Convection ovens heat more evenly and cook food quicker than non-convection ovens, so when using a recipe keep that in mind. If I'm using a convection oven and the recipe is meant for a non-convection I will generally turn it down by 40-50 C or 90-100F.
things that are hard to find in the UK:
buttermilk - you can sometimes find this in the dairy section but if you can't find it just make your own. Add 1 tbsp of acid (clear vinegar or lemon juice) to a US cup, then add milk up to the 1 cup mark. Stir and leave to sit for 5-10 minutes.
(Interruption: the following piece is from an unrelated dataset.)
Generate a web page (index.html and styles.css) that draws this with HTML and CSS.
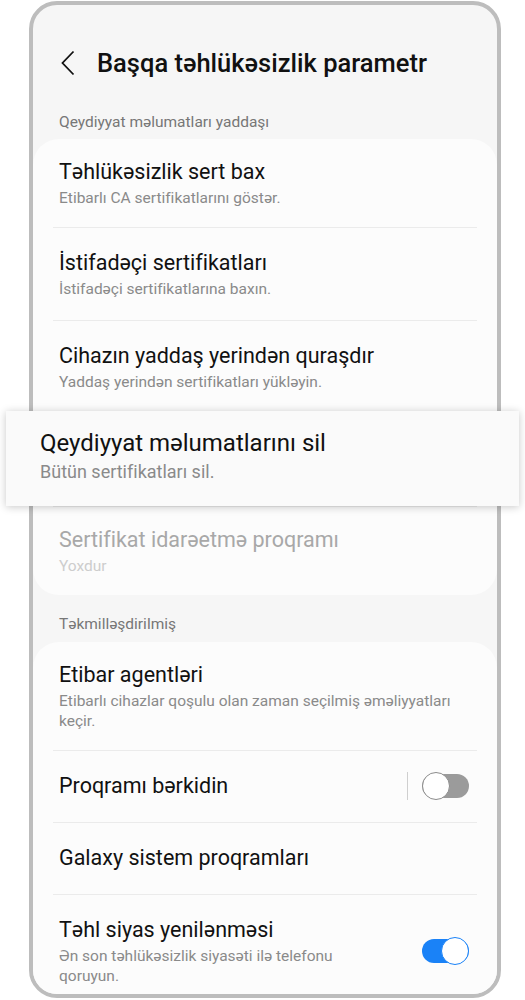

There you go
italian sausage - on the east coast of the US in any supermarket you can get packs of italian sausage and I used to use it in many dishes or just fry it up by itself as it has great flavor. Impossible to find except in italian stores
things that are hard to find in the US:
tea: lipton is nasty, weak, and horrible. Tetley is a watered-down version of the UK tetley tea. yech
Just saw your blog!
I think treacle/golden syrup is like light Karo.
One thing you can’t get in the US is chocolate digestive biscuit!
or Jaffa cakes, but who’d want them.